WRITTEN INSTRUCTION
Repeat every line of the data exactly, but not the pictures.

SUPPLIED INFORMATION
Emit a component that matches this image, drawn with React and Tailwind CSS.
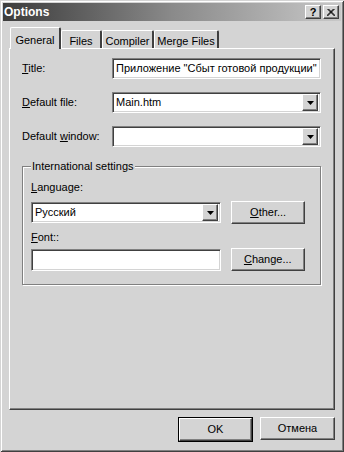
import React from "react";

// classic 3D edges
const raised =
  "border border-t-white border-l-white border-r-[#404040] border-b-[#404040] shadow-[inset_-1px_-1px_#808080]";
const sunken =
  "border border-t-[#808080] border-l-[#808080] border-r-white border-b-white shadow-[inset_1px_1px_#404040,inset_-1px_-1px_#d4d4d4]";

function Arrow() {
  return (
    <div className={`${raised} w-[16px] h-[17px] bg-[#d4d4d4] flex items-center justify-center shrink-0`}>
      <svg width="7" height="4" viewBox="0 0 7 4">
        <polygon points="0,0 7,0 3.5,4" fill="#000" />
      </svg>
    </div>
  );
}

function Combo({ value, width }) {
  return (
    <div className={`${sunken} bg-white h-[21px] flex items-center p-[2px] ${width}`}>
      <span className="flex-1 pl-[1px] leading-none">{value}</span>
      <Arrow />
    </div>
  );
}

function Button({ children, className = "" }) {
  return (
    <div className={`${raised} bg-[#d4d4d4] h-[23px] flex items-center justify-center ${className}`}>
      {children}
    </div>
  );
}

function Tab({ label, active }) {
  if (active) {
    return (
      <div className="relative z-10 -mb-[1px] w-[51px] h-[22px] bg-[#d4d4d4] border-l border-t border-l-white border-t-white border-r-2 border-r-[#404040] rounded-t-[2px] flex items-start justify-center pt-[4px]">
        {label}
      </div>
    );
  }
  return null;
}

export default function App() {
  const tabs = [
    { label: "Files", w: "w-[41px]" },
    { label: "Compiler", w: "w-[52px]" },
    { label: "Merge Files", w: "w-[65px]" },
  ];

  return (
    <div
      className="w-[344px] h-[452px] bg-[#d4d4d4] text-[11px] text-black"
      style={{ fontFamily: '"Liberation Sans", Arial, sans-serif' }}
    >
      <div className="w-full h-full p-[3px] flex flex-col shadow-[inset_1px_1px_#d4d4d4,inset_-1px_-1px_#404040,inset_2px_2px_white,inset_-2px_-2px_#808080]">
        {/* title bar */}
        <div className="h-[18px] bg-linear-to-r from-[#3c3c3c] via-[#8a8a8a] to-[#c8c8c8] flex items-center pl-[1px] pr-[2px]">
          <span className="text-white font-bold text-[12px] leading-none">Options</span>
          <div className="ml-auto flex items-center">
            <div className={`${raised} w-[16px] h-[14px] bg-[#d4d4d4] flex items-center justify-center font-bold text-[11px] leading-none`}>
              ?
            </div>
            <div className={`${raised} w-[16px] h-[14px] bg-[#d4d4d4] flex items-center justify-center ml-[2px]`}>
              <svg width="8" height="7" viewBox="0 0 8 7">
                <path d="M0.5 0 L7.5 7 M1.5 0 L8.5 7 M7.5 0 L0.5 7 M6.5 0 L-0.5 7" stroke="#000" strokeWidth="1" />
              </svg>
            </div>
          </div>
        </div>

        {/* body */}
        <div className="flex-1 flex flex-col px-[6px] pt-[6px] pb-[7px]">
          <div className="h-[21px] flex items-end pl-[1px]">
            <Tab label="General" active />
            {tabs.map((t) => (
              <div
                key={t.label}
                className={`${t.w} h-[18px] border-l border-t border-l-white border-t-white border-r-2 border-r-[#404040] rounded-t-[2px] flex items-start justify-center pt-[2px]`}
              >
                {t.label}
              </div>
            ))}
          </div>

          {/* tab page */}
          <div className="flex-1 border border-t-white border-l-white border-r-[#404040] border-b-[#404040] shadow-[inset_-1px_-1px_#808080] pl-[12px] pr-[13px] pt-[9px]">
            <div className="flex items-center h-[21px]">
              <span className="w-[90px]"><u>T</u>itle:</span>
              <div className={`${sunken} bg-white h-[21px] flex-1 flex items-center pl-[3px] whitespace-nowrap overflow-hidden`}>
                Приложение "Сбыт готовой продукции"
              </div>
            </div>
            <div className="flex items-center h-[21px] mt-[13px]">
              <span className="w-[90px]"><u>D</u>efault file:</span>
              <Combo value="Main.htm" width="flex-1" />
            </div>
            <div className="flex items-center h-[21px] mt-[13px]">
              <span className="w-[90px]">Default <u>w</u>indow:</span>
              <Combo value="" width="flex-1" />
            </div>

            {/* group box */}
            <div className="relative mt-[19px] border border-[#808080] shadow-[1px_1px_white,inset_1px_1px_white] pl-[8px] pr-[15px] pt-[14px] pb-[13px]">
              <span className="absolute -top-[7px] left-[8px] px-[1px] bg-[#d4d4d4] leading-[13px]">
                International settings
              </span>
              <div className="leading-[13px]"><u>L</u>anguage:</div>
              <div className="flex items-center mt-[7px]">
                <Combo value="Русский" width="w-[191px]" />
                <Button className="w-[74px] ml-[10px]"><span><u>O</u>ther...</span></Button>
              </div>
              <div className="leading-[13px] mt-[7px]"><u>F</u>ont::</div>
              <div className="flex items-center mt-[4px]">
                <div className={`${sunken} bg-white h-[22px] w-[191px]`} />
                <Button className="w-[75px] ml-[10px]"><span><u>C</u>hange...</span></Button>
              </div>
            </div>
          </div>

          {/* dialog buttons */}
          <div className="flex justify-end mt-[7px]">
            <div className="border border-black">
              <Button className="w-[73px] h-[21px]">OK</Button>
            </div>
            <Button className="w-[75px] ml-[7px]">Отмена</Button>
          </div>
        </div>
      </div>
    </div>
  );
}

IN RESPONSE
Emit a component that matches this image, drawn with React and Tailwind CSS.
import React from "react";

// classic 3D edges
const raised =
  "border border-t-white border-l-white border-r-[#404040] border-b-[#404040] shadow-[inset_-1px_-1px_#808080]";
const sunken =
  "border border-t-[#808080] border-l-[#808080] border-r-white border-b-white shadow-[inset_1px_1px_#404040,inset_-1px_-1px_#d4d4d4]";

function Arrow() {
  return (
    <div className={`${raised} w-[16px] h-[17px] bg-[#d4d4d4] flex items-center justify-center shrink-0`}>
      <svg width="7" height="4" viewBox="0 0 7 4">
        <polygon points="0,0 7,0 3.5,4" fill="#000" />
      </svg>
    </div>
  );
}

function Combo({ value, width }) {
  return (
    <div className={`${sunken} bg-white h-[21px] flex items-center p-[2px] ${width}`}>
      <span className="flex-1 pl-[1px] leading-none">{value}</span>
      <Arrow />
    </div>
  );
}

function Button({ children, className = "" }) {
  return (
    <div className={`${raised} bg-[#d4d4d4] h-[23px] flex items-center justify-center ${className}`}>
      {children}
    </div>
  );
}

function Tab({ label, active }) {
  if (active) {
    return (
      <div className="relative z-10 -mb-[1px] w-[51px] h-[22px] bg-[#d4d4d4] border-l border-t border-l-white border-t-white border-r-2 border-r-[#404040] rounded-t-[2px] flex items-start justify-center pt-[4px]">
        {label}
      </div>
    );
  }
  return null;
}

export default function App() {
  const tabs = [
    { label: "Files", w: "w-[41px]" },
    { label: "Compiler", w: "w-[52px]" },
    { label: "Merge Files", w: "w-[65px]" },
  ];

  return (
    <div
      className="w-[344px] h-[452px] bg-[#d4d4d4] text-[11px] text-black"
      style={{ fontFamily: '"Liberation Sans", Arial, sans-serif' }}
    >
      <div className="w-full h-full p-[3px] flex flex-col shadow-[inset_1px_1px_#d4d4d4,inset_-1px_-1px_#404040,inset_2px_2px_white,inset_-2px_-2px_#808080]">
        {/* title bar */}
        <div className="h-[18px] bg-linear-to-r from-[#3c3c3c] via-[#8a8a8a] to-[#c8c8c8] flex items-center pl-[1px] pr-[2px]">
          <span className="text-white font-bold text-[12px] leading-none">Options</span>
          <div className="ml-auto flex items-center">
            <div className={`${raised} w-[16px] h-[14px] bg-[#d4d4d4] flex items-center justify-center font-bold text-[11px] leading-none`}>
              ?
            </div>
            <div className={`${raised} w-[16px] h-[14px] bg-[#d4d4d4] flex items-center justify-center ml-[2px]`}>
              <svg width="8" height="7" viewBox="0 0 8 7">
                <path d="M0.5 0 L7.5 7 M1.5 0 L8.5 7 M7.5 0 L0.5 7 M6.5 0 L-0.5 7" stroke="#000" strokeWidth="1" />
              </svg>
            </div>
          </div>
        </div>

        {/* body */}
        <div className="flex-1 flex flex-col px-[6px] pt-[6px] pb-[7px]">
          <div className="h-[21px] flex items-end pl-[1px]">
            <Tab label="General" active />
            {tabs.map((t) => (
              <div
                key={t.label}
                className={`${t.w} h-[18px] border-l border-t border-l-white border-t-white border-r-2 border-r-[#404040] rounded-t-[2px] flex items-start justify-center pt-[2px]`}
              >
                {t.label}
              </div>
            ))}
          </div>

          {/* tab page */}
          <div className="flex-1 border border-t-white border-l-white border-r-[#404040] border-b-[#404040] shadow-[inset_-1px_-1px_#808080] pl-[12px] pr-[13px] pt-[9px]">
            <div className="flex items-center h-[21px]">
              <span className="w-[90px]"><u>T</u>itle:</span>
              <div className={`${sunken} bg-white h-[21px] flex-1 flex items-center pl-[3px] whitespace-nowrap overflow-hidden`}>
                Приложение "Сбыт готовой продукции"
              </div>
            </div>
            <div className="flex items-center h-[21px] mt-[13px]">
              <span className="w-[90px]"><u>D</u>efault file:</span>
              <Combo value="Main.htm" width="flex-1" />
            </div>
            <div className="flex items-center h-[21px] mt-[13px]">
              <span className="w-[90px]">Default <u>w</u>indow:</span>
              <Combo value="" width="flex-1" />
            </div>

            {/* group box */}
            <div className="relative mt-[19px] border border-[#808080] shadow-[1px_1px_white,inset_1px_1px_white] pl-[8px] pr-[15px] pt-[14px] pb-[13px]">
              <span className="absolute -top-[7px] left-[8px] px-[1px] bg-[#d4d4d4] leading-[13px]">
                International settings
              </span>
              <div className="leading-[13px]"><u>L</u>anguage:</div>
              <div className="flex items-center mt-[7px]">
                <Combo value="Русский" width="w-[191px]" />
                <Button className="w-[74px] ml-[10px]"><span><u>O</u>ther...</span></Button>
              </div>
              <div className="leading-[13px] mt-[7px]"><u>F</u>ont::</div>
              <div className="flex items-center mt-[4px]">
                <div className={`${sunken} bg-white h-[22px] w-[191px]`} />
                <Button className="w-[75px] ml-[10px]"><span><u>C</u>hange...</span></Button>
              </div>
            </div>
          </div>

          {/* dialog buttons */}
          <div className="flex justify-end mt-[7px]">
            <div className="border border-black">
              <Button className="w-[73px] h-[21px]">OK</Button>
            </div>
            <Button className="w-[75px] ml-[7px]">Отмена</Button>
          </div>
        </div>
      </div>
    </div>
  );
}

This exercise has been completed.